11) Frequent misconceptions—clarified
“We refunded, so we’re clear.” No. SSS still requires remittance and posting; penalties continue to run until then.
“Employee can pay voluntarily for those months.” Not for months classified as employed; the law places the burden on the employer.
“Payroll receipt equals compliance.” Compliance is achieved only upon SSS posting to the member’s account.
“Old gaps are time-barred.” SSS collection windows are long; do not assume lapses are safe.
12) Risk-smart resolution roadmap (employer)
- Inventory gaps (by month, by employee).
- Root-cause analysis (identifier errors, timing, funding).

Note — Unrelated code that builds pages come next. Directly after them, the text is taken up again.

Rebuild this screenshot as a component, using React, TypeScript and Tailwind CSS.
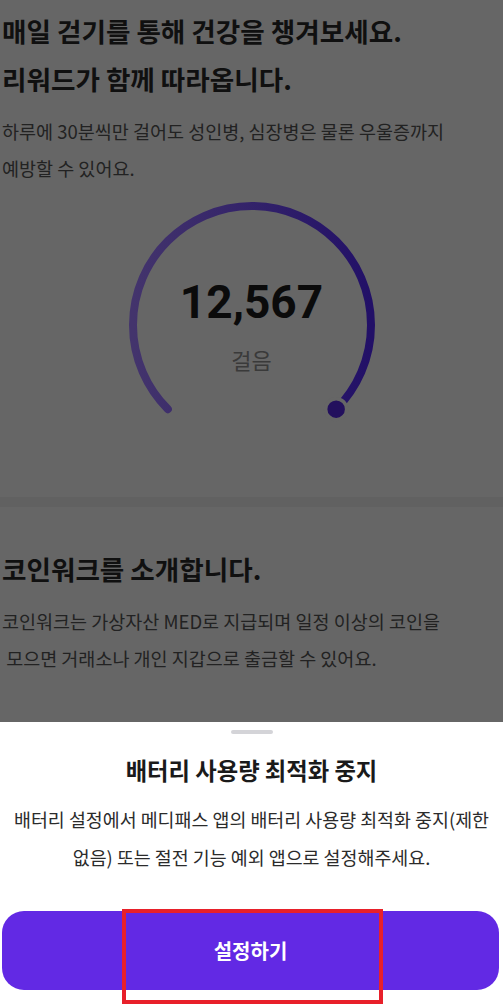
import React from 'react'

const FONT = { fontFamily: '"Noto Sans CJK KR", "Noto Sans", sans-serif' }

function StepGauge() {
  return (
    <div className="relative mx-auto w-[260px] h-[230px]">
      <svg width="260" height="230" viewBox="0 0 260 230" className="block">
        <defs>
          <linearGradient id="arc" x1="0" y1="0" x2="1" y2="0">
            <stop offset="0%" stopColor="#43346c" />
            <stop offset="100%" stopColor="#221067" />
          </linearGradient>
        </defs>
        <path
          d="M 45.85 207.15 A 119 119 0 1 1 214.15 207.15"
          fill="none"
          stroke="url(#arc)"
          strokeWidth="8"
          strokeLinecap="round"
        />
        <circle cx="214.15" cy="207.15" r="10.5" fill="#23105d" stroke="#666666" strokeWidth="3.5" />
      </svg>
      <div
        className="absolute left-0 right-0 top-[77px] text-center text-[46px] font-bold leading-none text-[#0b0b0b]"
        style={{ fontFamily: 'Roboto, "Noto Sans", sans-serif' }}
      >
        12,567
      </div>
      <div className="absolute left-0 right-0 top-[146px] text-center text-[22px] leading-none text-[#3a3a3a]">
        걸음
      </div>
    </div>
  )
}

export default function App() {
  return (
    <div className="relative w-[503px] h-[1005px] overflow-hidden flex flex-col bg-[#666666]" style={FONT}>
      {/* dimmed page */}
      <div className="flex-1 overflow-hidden">
        <section className="pt-[7px] pb-[65px] px-[2px]">
          <h1 className="text-[26.6px] font-bold leading-[48px] text-[#101010]">
            매일 걷기를 통해 건강을 챙겨보세요.
            <br />
            리워드가 함께 따라옵니다.
          </h1>
          <p className="mt-[10px] text-[18.5px] leading-[37px] text-[#222222] whitespace-nowrap">
            하루에 30분씩만 걸어도 성인병, 심장병은 물론 우울증까지
            <br />
            예방할 수 있어요.
          </p>
          <div className="mt-[15px]">
            <StepGauge />
          </div>
        </section>

        <div className="h-[10px] bg-[#616161]" />

        <section className="pt-[38px] px-[2px]">
          <h2 className="text-[26.6px] font-bold leading-[48px] text-[#101010]">코인워크를 소개합니다.</h2>
          <p className="mt-[10px] text-[18.5px] leading-[37px] text-[#222222] whitespace-pre">
            {'코인워크는 가상자산 MED로 지급되며 일정 이상의 코인을\n 모으면 거래소나 개인 지갑으로 출금할 수 있어요.'}
          </p>
        </section>
      </div>

      {/* bottom sheet */}
      <div className="h-[283px] shrink-0 bg-white flex flex-col items-center pt-[8px]">
        <div className="w-[42px] h-[4px] rounded-full bg-[#d4d4d8]" />
        <h3 className="mt-[21px] text-[23.3px] font-bold leading-[30px] text-[#1a1a1a]">배터리 사용량 최적화 중지</h3>
        <p className="mt-[15px] text-center text-[18.4px] leading-[38px] text-[#2b2b2b] whitespace-nowrap">
          배터리 설정에서 메디패스 앱의 배터리 사용량 최적화 중지(제한
          <br />
          없음) 또는 절전 기능 예외 앱으로 설정해주세요.
        </p>
        <button className="mt-[35px] ml-[2px] mr-[4px] self-stretch h-[79px] rounded-[22px] bg-[#6229e4] text-white text-[20px] font-bold">
          설정하기
        </button>
      </div>

      {/* highlight annotation */}
      <div className="absolute left-[122px] top-[909px] w-[261px] h-[95px] border-4 border-[#e8202a]" />
    </div>
  )
}
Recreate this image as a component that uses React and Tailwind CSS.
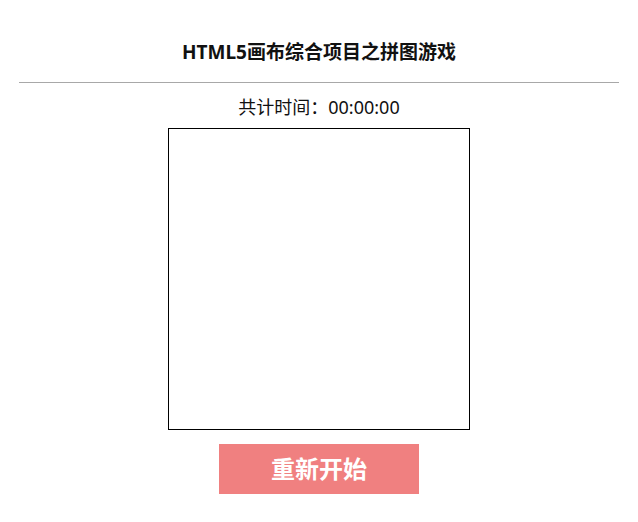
export default function App() {
  return (
    <div
      className="w-full bg-white text-black"
      style={{ fontFamily: '"Noto Sans", "Noto Sans CJK SC", sans-serif' }}
    >
      <div className="w-[600px] mx-auto flex flex-col items-center pt-[38px]">
        <h1 className="text-[19px] leading-[28px] font-bold text-[#111]">
          HTML5画布综合项目之拼图游戏
        </h1>
        <div className="w-full border-t border-[#a8a8a8] mt-[16px]"></div>
        <div className="mt-[12px] text-[18px] leading-[24px] text-[#111]">
          共计时间：00:00:00
        </div>
        <div className="mt-[9px] w-[302px] h-[302px] border border-black bg-white"></div>
        <button className="mt-[14px] w-[200px] h-[50px] bg-[#f08080] text-white text-[24px] font-bold leading-none flex items-center justify-center">
          重新开始
        </button>
      </div>
    </div>
  );
}
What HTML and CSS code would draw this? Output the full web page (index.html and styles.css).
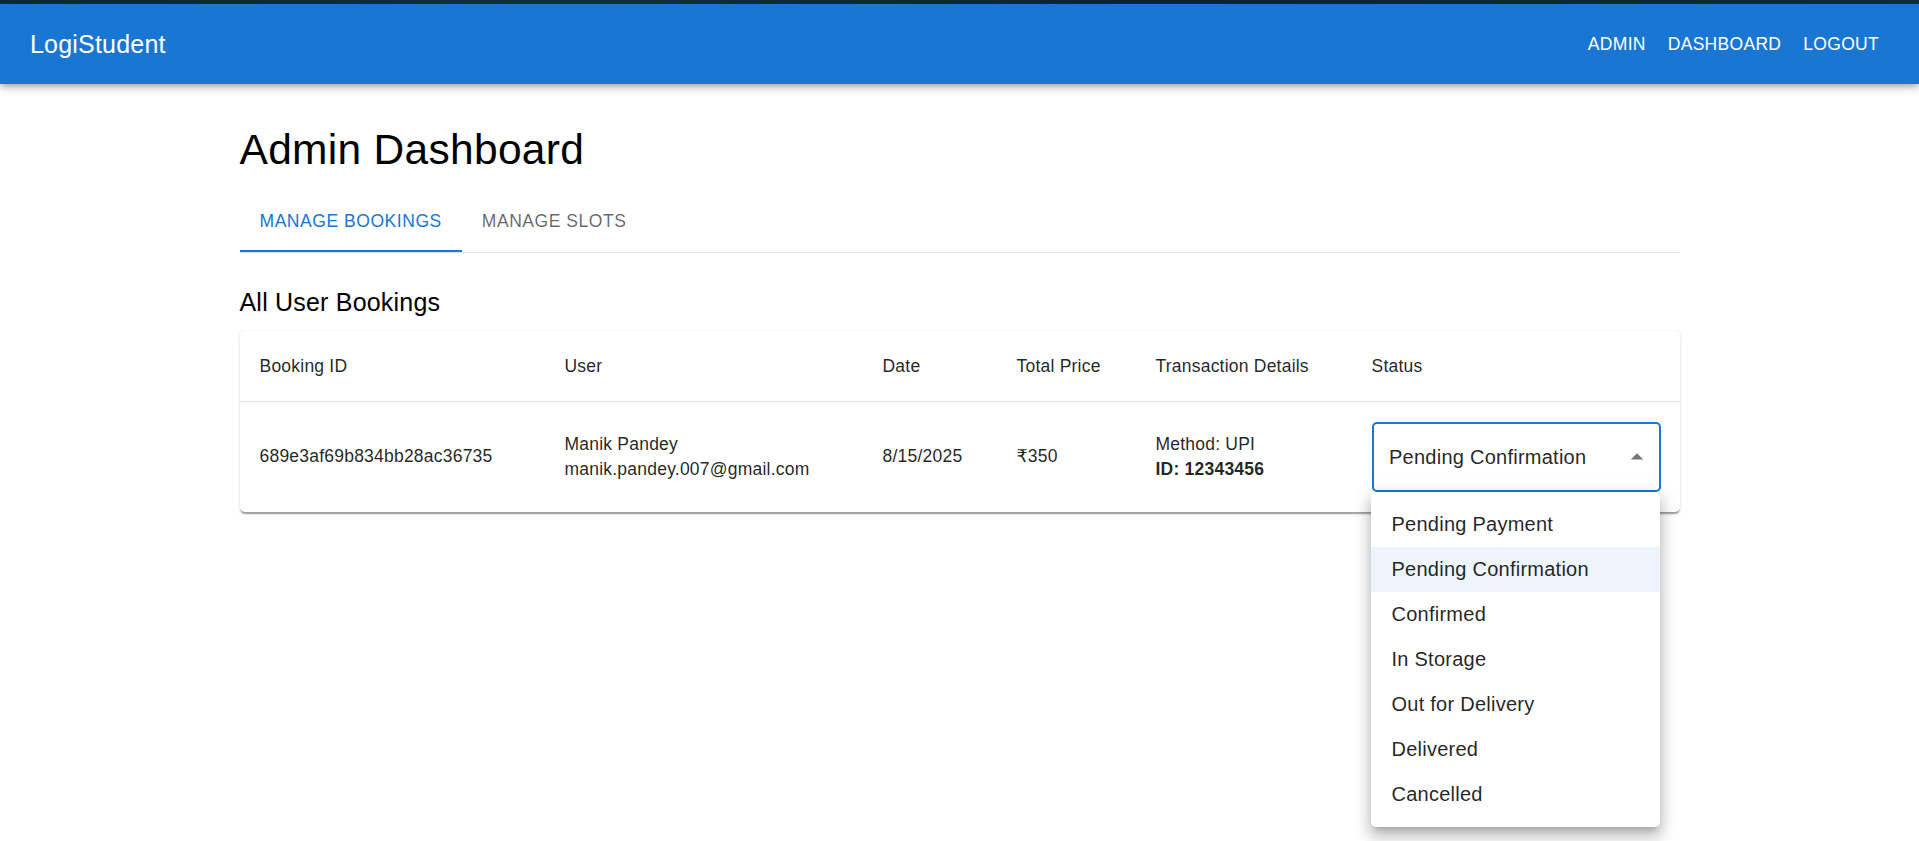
FILE: index.html
```html
<!DOCTYPE html>
<html lang="en">
<head>
<meta charset="utf-8">
<title>LogiStudent - Admin Dashboard</title>
<link rel="stylesheet" href="styles.css">
</head>
<body>
<div class="topstrip"></div>
<header class="appbar">
  <div class="brand">LogiStudent</div>
  <nav class="nav">
    <a class="nav-btn">ADMIN</a>
    <a class="nav-btn">DASHBOARD</a>
    <a class="nav-btn">LOGOUT</a>
  </nav>
</header>
<main class="container">
  <h1 class="page-title">Admin Dashboard</h1>
  <div class="tabs">
    <div class="tab tab-active">MANAGE BOOKINGS</div>
    <div class="tab">MANAGE SLOTS</div>
  </div>
  <h2 class="section-title">All User Bookings</h2>
  <div class="card">
    <table class="table">
      <colgroup>
        <col class="c1"><col class="c2"><col class="c3"><col class="c4"><col class="c5"><col class="c6">
      </colgroup>
      <thead>
        <tr>
          <th>Booking ID</th>
          <th>User</th>
          <th>Date</th>
          <th>Total Price</th>
          <th>Transaction Details</th>
          <th>Status</th>
        </tr>
      </thead>
      <tbody>
        <tr>
          <td>689e3af69b834bb28ac36735</td>
          <td>Manik Pandey<br>manik.pandey.007@gmail.com</td>
          <td>8/15/2025</td>
          <td>₹350</td>
          <td>Method: UPI<br><strong>ID: 12343456</strong></td>
          <td>
            <div class="select">
              <span class="select-value">Pending Confirmation</span>
              <svg class="select-icon" viewBox="0 0 24 24" width="30" height="30"><path d="M7 14l5-5 5 5z" fill="rgba(0,0,0,0.54)"/></svg>
            </div>
          </td>
        </tr>
      </tbody>
    </table>
    <ul class="menu">
      <li class="menu-item">Pending Payment</li>
      <li class="menu-item menu-item-selected">Pending Confirmation</li>
      <li class="menu-item">Confirmed</li>
      <li class="menu-item">In Storage</li>
      <li class="menu-item">Out for Delivery</li>
      <li class="menu-item">Delivered</li>
      <li class="menu-item">Cancelled</li>
    </ul>
  </div>
</main>
</body>
</html>
```
FILE: styles.css
```css
* { box-sizing: border-box; }
html, body { margin: 0; padding: 0; }
body {
  font-family: "Liberation Sans", Arial, "DejaVu Sans", sans-serif;
  background: #fff;
  color: rgba(0,0,0,0.87);
  min-height: 841px;
}
.topstrip {
  height: 4px;
  background: linear-gradient(90deg, #0a2a33 0%, #0d3440 30%, #0a2630 60%, #0c3038 100%);
}
.appbar {
  height: 80px;
  background: #1976d2;
  color: #fff;
  display: flex;
  align-items: center;
  justify-content: space-between;
  padding: 0 30px;
  box-shadow: 0px 2.5px 5px -1.25px rgba(0,0,0,0.2), 0px 5px 6px 0px rgba(0,0,0,0.14), 0px 1.25px 12.5px 0px rgba(0,0,0,0.12);
  position: relative;
  z-index: 2;
}
.brand {
  font-size: 25px;
  line-height: 40px;
  letter-spacing: 0.2px;
}
.nav { display: flex; gap: 2px; }
.nav-btn {
  font-size: 17.5px;
  line-height: 27px;
  padding: 7.5px 10px;
  letter-spacing: 0.3px;
  color: #fff;
}
.container {
  width: 1440px;
  margin: 40px auto 0;
}
.page-title {
  font-size: 42.5px;
  font-weight: 400;
  line-height: 52.5px;
  letter-spacing: 0.3px;
  margin: 0 0 15px;
  color: #000;
}
.tabs {
  display: flex;
  border-bottom: 1px solid #e0e0e0;
  height: 61px;
}
.tab {
  height: 60px;
  padding: 0 20px;
  display: flex;
  align-items: center;
  font-size: 17.5px;
  letter-spacing: 0.55px;
  color: rgba(0,0,0,0.6);
}
.tab-active {
  color: #1976d2;
  border-bottom: 2.5px solid #1976d2;
  padding-top: 2.5px;
}
.section-title {
  font-size: 25px;
  font-weight: 400;
  line-height: 40px;
  letter-spacing: 0.2px;
  margin: 29px 0 9px;
  color: #000;
}
.card {
  position: relative;
  background: #fff;
  border-radius: 5px;
  box-shadow: 0px 2.5px 1.25px -1.25px rgba(0,0,0,0.2), 0px 1.25px 1.25px 0px rgba(0,0,0,0.14), 0px 1.25px 3.75px 0px rgba(0,0,0,0.12);
}
.table {
  width: 100%;
  border-collapse: collapse;
  table-layout: fixed;
}
.c1 { width: 305px; }
.c2 { width: 318px; }
.c3 { width: 134px; }
.c4 { width: 139px; }
.c5 { width: 216px; }
.c6 { width: 328px; }
.table th, .table td {
  text-align: left;
  font-size: 17.5px;
  padding: 20px;
  color: rgba(0,0,0,0.87);
  vertical-align: middle;
  letter-spacing: 0.22px;
}
.table th {
  font-weight: 400;
  line-height: 30px;
  border-bottom: 1px solid #e0e0e0;
}
.table td {
  line-height: 25px;
}
.table td strong { font-weight: 700; }
.select {
  width: 289px;
  height: 70px;
  border: 2px solid #1976d2;
  border-radius: 5px;
  display: flex;
  align-items: center;
  justify-content: space-between;
  padding: 0 7px 0 15.5px;
}
.select-value {
  font-size: 20px;
  line-height: 24px;
  letter-spacing: 0.25px;
  color: rgba(0,0,0,0.87);
}
.select-icon { display: block; }
.menu {
  position: absolute;
  top: 161px;
  left: 1131px;
  width: 289px;
  margin: 0;
  padding: 10px 0;
  list-style: none;
  background: #fff;
  border-radius: 5px;
  box-shadow: 0px 6px 6px -4px rgba(0,0,0,0.2), 0px 10px 12.5px 1.25px rgba(0,0,0,0.14), 0px 3.75px 17.5px 2.5px rgba(0,0,0,0.12);
  z-index: 5;
}
.menu-item {
  height: 45px;
  padding: 0 20px 0 21px;
  display: flex;
  align-items: center;
  font-size: 20px;
  letter-spacing: 0.25px;
  color: rgba(0,0,0,0.87);
}
.menu-item-selected {
  background: rgba(25,118,210,0.08);
}
```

- Immediate corrective remittance (both shares) using proper PRNs per month.
- Coordinate with SSS for posting correction and any penalty-relief avenue then available.
- Employee communication (confirm postings, explain impact and timelines for benefits).
- Control remediation (system and policy fixes, accountability for repeat failures).
13) Bottom line
- SSS deductions are statutory trust-type funds.
- Refunding unposted deductions does not cure the legal breach and does not restore employee coverage.
- Employers remain liable for both shares, penalties, and potential civil/criminal consequences.
- The only real fix is correct, posted remittance—backed by strong payroll controls and transparent coordination with SSS and affected employees.
This article provides general information on Philippine SSS compliance. For fact-specific matters (e.g., amounts, penalties, prescription, or defense strategy), consult Philippine counsel or coordinate directly with the SSS for authoritative guidance on your specific records and postings.